- LISTED RECORDS -
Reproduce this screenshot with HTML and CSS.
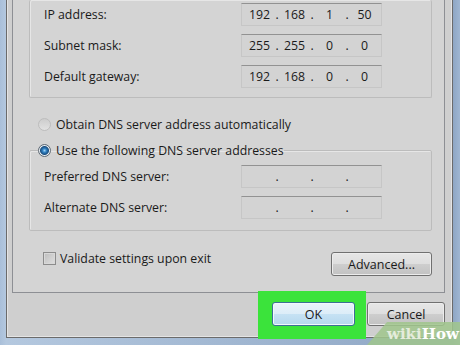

---

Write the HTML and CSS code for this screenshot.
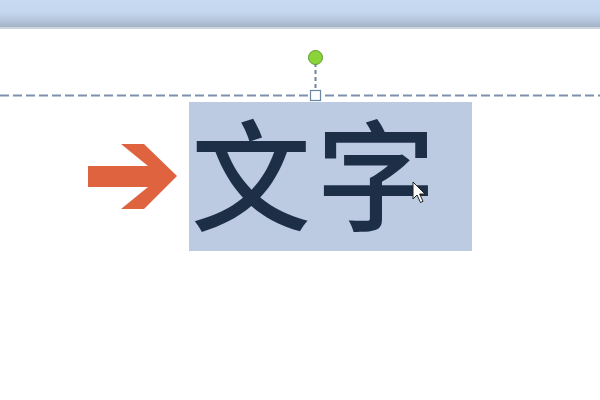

==

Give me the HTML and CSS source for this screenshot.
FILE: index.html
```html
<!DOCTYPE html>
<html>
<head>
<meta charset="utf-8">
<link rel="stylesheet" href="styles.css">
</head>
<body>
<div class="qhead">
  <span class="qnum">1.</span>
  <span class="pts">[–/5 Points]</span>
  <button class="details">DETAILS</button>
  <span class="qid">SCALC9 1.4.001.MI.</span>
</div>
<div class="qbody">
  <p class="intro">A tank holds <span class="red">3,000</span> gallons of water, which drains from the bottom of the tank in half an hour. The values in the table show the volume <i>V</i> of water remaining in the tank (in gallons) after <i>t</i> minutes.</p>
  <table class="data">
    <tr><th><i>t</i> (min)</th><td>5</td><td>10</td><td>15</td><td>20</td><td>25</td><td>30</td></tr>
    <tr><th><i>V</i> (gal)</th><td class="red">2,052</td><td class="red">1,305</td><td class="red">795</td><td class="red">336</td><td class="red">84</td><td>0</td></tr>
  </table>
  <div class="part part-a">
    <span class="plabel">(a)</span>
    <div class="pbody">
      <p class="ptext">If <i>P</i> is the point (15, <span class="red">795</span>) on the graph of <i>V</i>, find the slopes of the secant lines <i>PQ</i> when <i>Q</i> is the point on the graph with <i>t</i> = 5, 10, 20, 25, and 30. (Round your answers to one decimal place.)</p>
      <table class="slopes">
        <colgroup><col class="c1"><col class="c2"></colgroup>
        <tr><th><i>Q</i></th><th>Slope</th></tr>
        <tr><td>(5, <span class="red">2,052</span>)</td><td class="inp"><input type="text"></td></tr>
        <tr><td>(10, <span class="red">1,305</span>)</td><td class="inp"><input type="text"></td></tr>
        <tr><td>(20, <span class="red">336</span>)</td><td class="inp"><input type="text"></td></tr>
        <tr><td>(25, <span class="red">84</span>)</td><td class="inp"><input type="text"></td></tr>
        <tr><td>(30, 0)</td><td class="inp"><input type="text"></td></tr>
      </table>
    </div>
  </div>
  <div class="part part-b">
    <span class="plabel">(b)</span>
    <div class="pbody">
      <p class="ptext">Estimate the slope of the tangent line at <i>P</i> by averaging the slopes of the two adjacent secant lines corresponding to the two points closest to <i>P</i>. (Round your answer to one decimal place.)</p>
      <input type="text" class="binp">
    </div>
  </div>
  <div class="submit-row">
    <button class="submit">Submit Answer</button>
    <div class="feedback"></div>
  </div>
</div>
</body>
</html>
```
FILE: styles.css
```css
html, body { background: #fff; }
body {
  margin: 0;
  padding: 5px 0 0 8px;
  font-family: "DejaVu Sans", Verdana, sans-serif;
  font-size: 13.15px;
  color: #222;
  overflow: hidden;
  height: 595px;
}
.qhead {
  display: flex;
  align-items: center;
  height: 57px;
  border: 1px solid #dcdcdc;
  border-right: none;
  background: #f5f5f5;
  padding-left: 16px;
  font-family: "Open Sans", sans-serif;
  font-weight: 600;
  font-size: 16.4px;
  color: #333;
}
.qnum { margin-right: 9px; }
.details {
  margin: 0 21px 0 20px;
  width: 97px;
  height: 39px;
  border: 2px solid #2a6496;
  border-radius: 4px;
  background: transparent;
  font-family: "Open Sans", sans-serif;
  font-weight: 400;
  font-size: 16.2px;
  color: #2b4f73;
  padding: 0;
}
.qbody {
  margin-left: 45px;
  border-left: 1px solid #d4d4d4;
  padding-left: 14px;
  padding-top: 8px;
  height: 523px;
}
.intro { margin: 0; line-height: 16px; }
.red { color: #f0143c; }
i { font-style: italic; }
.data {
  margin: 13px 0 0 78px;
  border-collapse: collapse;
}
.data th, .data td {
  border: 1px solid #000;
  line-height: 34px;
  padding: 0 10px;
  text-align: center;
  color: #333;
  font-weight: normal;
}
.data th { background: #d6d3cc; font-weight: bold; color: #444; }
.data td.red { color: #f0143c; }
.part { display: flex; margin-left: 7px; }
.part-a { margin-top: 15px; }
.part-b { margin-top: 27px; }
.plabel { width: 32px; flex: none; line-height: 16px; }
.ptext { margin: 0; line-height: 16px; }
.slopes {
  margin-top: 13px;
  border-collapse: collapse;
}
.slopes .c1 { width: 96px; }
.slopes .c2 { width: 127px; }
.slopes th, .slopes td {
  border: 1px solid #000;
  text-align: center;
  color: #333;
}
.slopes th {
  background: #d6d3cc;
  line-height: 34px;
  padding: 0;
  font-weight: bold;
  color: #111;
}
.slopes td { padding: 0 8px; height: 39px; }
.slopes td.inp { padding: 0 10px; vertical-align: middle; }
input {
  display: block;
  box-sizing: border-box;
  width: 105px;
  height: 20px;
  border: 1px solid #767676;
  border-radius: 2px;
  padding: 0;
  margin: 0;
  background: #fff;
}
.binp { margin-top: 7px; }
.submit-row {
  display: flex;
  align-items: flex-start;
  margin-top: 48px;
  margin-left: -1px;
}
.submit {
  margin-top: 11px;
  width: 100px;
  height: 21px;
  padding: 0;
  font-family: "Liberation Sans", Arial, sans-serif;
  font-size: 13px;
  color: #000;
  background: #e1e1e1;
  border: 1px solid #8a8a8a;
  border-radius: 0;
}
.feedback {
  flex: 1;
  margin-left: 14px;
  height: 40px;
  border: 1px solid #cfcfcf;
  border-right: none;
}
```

- GIVEN REQUEST -
Lines of the material that contain the word "screenshot" are to be gathered.

- REPLY -
Reproduce this screenshot with HTML and CSS.
Write the HTML and CSS code for this screenshot.
Give me the HTML and CSS source for this screenshot.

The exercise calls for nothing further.